JSON Predicate Hints

Predicate hints allow you to push down filters to the Delta Sharing server, reducing the amount of data transferred and improving query performance.

Predicate Format

Predicates are specified as JSON strings following the Delta Sharing Protocol specification.

Basic Predicates

Equality

import delta_sharing

# Filter where country = 'USA'
predicate = '''{
  "op": "equal",
  "children": [
    {"op": "column", "name": "country", "valueType": "string"},
    {"op": "literal", "value": "USA", "valueType": "string"}
  ]
}'''

df = delta_sharing.load_as_pandas(
    table_url,
    jsonPredicateHints=predicate
)

Less Than / Greater Than

# Filter where age > 21
predicate = '''{
  "op": "greaterThan",
  "children": [
    {"op": "column", "name": "age", "valueType": "int"},
    {"op": "literal", "value": "21", "valueType": "int"}
  ]
}'''

df = delta_sharing.load_as_pandas(
    table_url,
    jsonPredicateHints=predicate
)

IS NULL

# Filter where email is null
predicate = '''{
  "op": "isNull",
  "children": [
    {"op": "column", "name": "email", "valueType": "string"}
  ]
}'''

df = delta_sharing.load_as_pandas(
    table_url,
    jsonPredicateHints=predicate
)

Composite Predicates

AND

# Filter where country = 'USA' AND age > 21
predicate = '''{
  "op": "and",
  "children": [
    {
      "op": "equal",
      "children": [
        {"op": "column", "name": "country", "valueType": "string"},
        {"op": "literal", "value": "USA", "valueType": "string"}
      ]
    },
    {
      "op": "greaterThan",
      "children": [
        {"op": "column", "name": "age", "valueType": "int"},
        {"op": "literal", "value": "21", "valueType": "int"}
      ]
    }
  ]
}'''

df = delta_sharing.load_as_pandas(
    table_url,
    jsonPredicateHints=predicate
)

OR

# Filter where country = 'USA' OR country = 'Canada'
predicate = '''{
  "op": "or",
  "children": [
    {
      "op": "equal",
      "children": [
        {"op": "column", "name": "country", "valueType": "string"},
        {"op": "literal", "value": "USA", "valueType": "string"}
      ]
    },
    {
      "op": "equal",
      "children": [
        {"op": "column", "name": "country", "valueType": "string"},
        {"op": "literal", "value": "Canada", "valueType": "string"}
      ]
    }
  ]
}'''

df = delta_sharing.load_as_pandas(
    table_url,
    jsonPredicateHints=predicate
)

Date and Timestamp Predicates

# Filter where hire_date = '2021-04-29'
predicate = '''{
  "op": "equal",
  "children": [
    {"op": "column", "name": "hire_date", "valueType": "date"},
    {"op": "literal", "value": "2021-04-29", "valueType": "date"}
  ]
}'''

df = delta_sharing.load_as_pandas(
    table_url,
    jsonPredicateHints=predicate
)

Supported Operators

  • equal: Equality comparison
  • lessThan: Less than
  • lessThanOrEqual: Less than or equal
  • greaterThan: Greater than
  • greaterThanOrEqual: Greater than or equal
  • and: Logical AND
  • or: Logical OR
  • not: Logical NOT
  • isNull: Check if value is NULL
  • isNotNull: Check if value is NOT NULL

Supported Value Types

  • bool: Boolean values
  • int: Integer values
  • long: Long integer values
  • float: Floating-point values
  • double: Double-precision floating-point values
  • string: String values
  • date: Date values (format: YYYY-MM-DD)
  • timestamp: Timestamp values (format: YYYY-MM-DDThh:mm:ss[.SSS]Z)
Predicate hints are optimization hints only. The server may return more data than specified by the predicate, so additional client-side filtering may be necessary for correctness.

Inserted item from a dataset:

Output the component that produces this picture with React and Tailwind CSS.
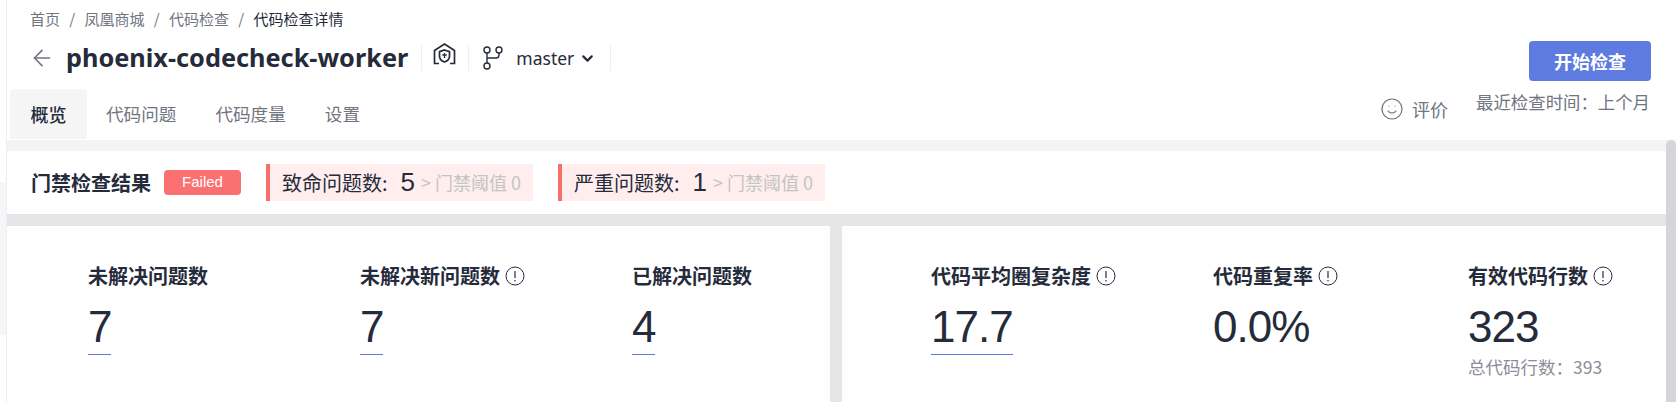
import React from 'react';
import { ArrowLeft, ChevronDown, Smile } from 'lucide-react';

const cjk = '"Noto Sans CJK SC", "Liberation Sans", sans-serif';

const crumbs = ['首页', '凤凰商城', '代码检查'];
const tabs = ['代码问题', '代码度量', '设置'];
const colon = '\uFF1A'; // full width colon

const InfoIcon = () => (
  <svg width="20" height="20" viewBox="0 0 20 20" fill="none" className="ml-[5px] shrink-0">
    <circle cx="10" cy="10" r="9" stroke="#252b3a" strokeWidth="1" />
    <path d="M10 5v7M10 14v1.400" stroke="#252b3a" strokeWidth="1.200" />
  </svg>
);

const RepoIcon = () => (
  <svg width="23" height="22" viewBox="0 0 23 22" fill="none" stroke="#252b3a" strokeWidth="1.700" className="mb-[8px]">
    <path d="M6 20.500H1.500V7.500L11.500 1l10 6.500v13H17" />
    <path d="M11.500 7l5 1.700v4.500c0 3-2.200 4.800-5 5.800-2.800-1-5-2.800-5-5.800V8.700z" />
    <path d="M11.500 10v5M9.300 12h4.400" strokeWidth="1.300" />
  </svg>
);

const BranchIcon = () => (
  <svg width="20" height="24" viewBox="0 0 20 24" fill="none" stroke="#252b3a" strokeWidth="1.400">
    <circle cx="4" cy="4" r="3" />
    <circle cx="16" cy="4" r="3" />
    <circle cx="4" cy="20" r="3" />
    <path d="M4 7v10M16 7v2c0 2-1 3-3 3H4" />
  </svg>
);

const Metric = ({ label, value, info, underline, sub, className }) => (
  <div className={className}>
    <div className="flex items-center h-[28px] text-[20px] font-bold leading-[28px] text-[#252b3a]">
      {label}
      {info && <InfoIcon />}
    </div>
    <div className="mt-[13px] w-fit">
      <div
        className="text-[44px] leading-[47px] tracking-[-1px] text-[#252b3a]"
        style={{ fontFamily: '"Liberation Sans", sans-serif' }}
      >
        {value}
      </div>
      {underline && <div className="mt-[4px] h-px bg-[#5e7ce0]" />}
    </div>
    {sub && <div className="mt-[5px] text-[17.5px] leading-[24px] text-[#8a8e99]">{sub}</div>}
  </div>
);

const GateItem = ({ label, count }) => (
  <div className="flex items-center h-[37px] w-[267px] border-l-4 border-[#f66f6a] bg-[#ffeeed] pl-[12px] text-[20px] text-[#252b3a]">
    <span>{label}:</span>
    <span className="ml-[13px] text-[26px] tracking-[-1px]" style={{ fontFamily: '"Liberation Sans", sans-serif' }}>
      {count}
    </span>
    <span className="ml-[7px] text-[18px] text-[#c4c4c4]">&gt; 门禁阈值 0</span>
  </div>
);

export default function App() {
  return (
    <div className="h-[402px] w-full overflow-hidden bg-white flex" style={{ fontFamily: cjk }}>
      {/* sliver of the side nav on the left */}
      <div className="w-[7px] shrink-0 border-r border-[#eeeff1] pt-[182px]">
        <div className="h-[153px] bg-[#f6f6f8]" />
      </div>

      <div className="flex-1 min-w-0 flex flex-col">
        <div className="h-[140px] shrink-0 flex justify-between">
          <div>
            <div className="flex items-center pl-[23px] pt-[9px] h-[30px] text-[15px] text-[#71757f]">
              {crumbs.map((c) => (
                <span key={c} className="flex items-center">
                  {c}
                  <span className="mx-[9.3px]">/</span>
                </span>
              ))}
              <span className="text-[#252b3a]">代码检查详情</span>
            </div>

            <div className="flex items-center pl-[22px] mt-[8px] h-[40px]">
              <ArrowLeft size={26} strokeWidth={1.5} className="text-[#71757f]" />
              <span
                className="ml-[11px] text-[25.3px] font-bold text-[#252b3a]"
                style={{ fontFamily: '"Noto Sans", sans-serif' }}
              >
                phoenix-codecheck-worker
              </span>
              <div className="ml-[13px] flex items-center h-[26px] border-l border-[#eeeff1] pl-[11px] pr-[12px]">
                <RepoIcon />
              </div>
              <div className="flex items-center h-[26px] border-l border-r border-[#eeeff1] pl-[14px] pr-[14px]">
                <BranchIcon />
                <span className="ml-[13px] text-[17.5px] text-[#252b3a]" style={{ fontFamily: '"Noto Sans", sans-serif' }}>
                  master
                </span>
                <ChevronDown size={17} strokeWidth={3} className="ml-[5px] text-[#252b3a]" />
              </div>
            </div>

            <div className="ml-[3px] mt-[12px] flex h-[50px] items-center pb-[2px] text-[17.6px] text-[#71757f]">
              <div className="flex h-[50px] w-[77px] items-center justify-center rounded-t-[4px] bg-[#f5f5f6] text-[18px] text-[#252b3a] font-medium">
                概览
              </div>
              {tabs.map((t, i) => (
                <div key={t} className={i === 0 ? 'ml-[19px]' : 'ml-[39px]'}>{t}</div>
              ))}
            </div>
          </div>

          <div className="flex flex-col items-end pr-[25px] pt-[41px]">
            <button className="h-[40px] w-[122px] rounded-[4px] bg-[#5e7ce0] text-[18px] font-bold text-white">
              开始检查
            </button>
            <div className="mt-[9px] flex items-start pr-px text-[#71757f]">
              <div className="mt-[7px] flex items-center text-[18px] leading-[24px]">
                <Smile size={24} strokeWidth={1.2} />
                <span className="ml-[8px]">评价</span>
              </div>
              <div className="ml-[28px] text-[17.4px] leading-[24px]">{`最近检查时间${colon}上个月`}</div>
            </div>
          </div>
        </div>

        <div className="flex-1 flex min-h-0 bg-[#f4f4f6]">
          <div className="flex-1 min-w-0 pt-[11px] flex flex-col">
            <div className="h-[63px] shrink-0 bg-white flex items-center pl-[24px]">
              <span className="w-[133px] text-[20px] font-bold text-[#252b3a]">门禁检查结果</span>
              <span
                className="flex h-[25px] w-[77px] items-center justify-center rounded-[4px] bg-[#fb7171] text-[15px] text-white"
                style={{ fontFamily: '"Liberation Sans", sans-serif' }}
              >
                Failed
              </span>
              <div className="ml-[25px] flex gap-[25px]">
                <GateItem label="致命问题数" count="5" />
                <GateItem label="严重问题数" count="1" />
              </div>
            </div>
            <div className="flex flex-1 gap-[12px] bg-[#e6e6e9] pt-[12px]">
              <div className="w-[823px] bg-white flex pl-[81px] pt-[36px]">
                <Metric className="w-[272px]" label="未解决问题数" value="7" underline />
                <Metric className="w-[272px]" label="未解决新问题数" value="7" underline info />
                <Metric label="已解决问题数" value="4" underline />
              </div>
              <div className="flex-1 bg-white flex pl-[89px] pt-[36px]">
                <Metric className="w-[282px]" label="代码平均圈复杂度" value="17.7" underline info />
                <Metric className="w-[255px]" label="代码重复率" value="0.0%" info />
                <Metric label="有效代码行数" value="323" info sub={`总代码行数${colon}393`} />
              </div>
            </div>
          </div>
          <div className="w-[10px] shrink-0 rounded-t-[5px] bg-[#d4d5d8]" />
        </div>
      </div>
    </div>
  );
}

Memory Optimization with convert_in_batches

For large tables, the convert_in_batches parameter can significantly reduce memory consumption by converting Parquet files to pandas DataFrames one batch at a time instead of one file at a time.

When to Use

Use convert_in_batches=True when:
  • Working with large tables that don’t fit comfortably in memory
  • Individual Parquet files are large
  • You want to reduce peak memory usage
  • Query performance is less critical than memory usage

Trade-offs

Advantages:
  • Lower peak memory usage
  • Prevents out-of-memory errors on constrained systems
  • Better for parquet format queries
Disadvantages:
  • May take longer to complete
  • May download more data due to batch overhead
  • Slightly more CPU overhead for batch processing

Example Usage

import delta_sharing

# Load large table with batch conversion
df = delta_sharing.load_as_pandas(
    table_url,
    convert_in_batches=True
)

# Combine with other optimizations
df = delta_sharing.load_as_pandas(
    table_url,
    use_delta_format=True,
    convert_in_batches=True,
    jsonPredicateHints=my_predicate
)

With Change Data Feed

# Load large CDF query with batch conversion
changes = delta_sharing.load_table_changes_as_pandas(
    table_url,
    starting_version=0,
    ending_version=1000,
    convert_in_batches=True,
    use_delta_format=True
)

Delta Format vs Parquet Format

Delta Sharing supports two data formats for transferring table data: Delta format and Parquet format.

Format Comparison

FeatureDelta FormatParquet Format
PerformanceFaster for most queriesSlower for large tables
Predicate PushdownExcellentLimited
Server SupportRequires Delta format supportUniversal
Data TransferMore efficientLess efficient
CompatibilityNewer featureWidely supported

Using Delta Format

import delta_sharing

# Explicitly use Delta format
df = delta_sharing.load_as_pandas(
    table_url,
    use_delta_format=True
)

# Delta format with predicates (best performance)
df = delta_sharing.load_as_pandas(
    table_url,
    use_delta_format=True,
    jsonPredicateHints=my_predicate
)

Automatic Format Selection

If use_delta_format is not specified, the connector automatically selects the best format based on table metadata:
# Connector chooses format automatically
df = delta_sharing.load_as_pandas(table_url)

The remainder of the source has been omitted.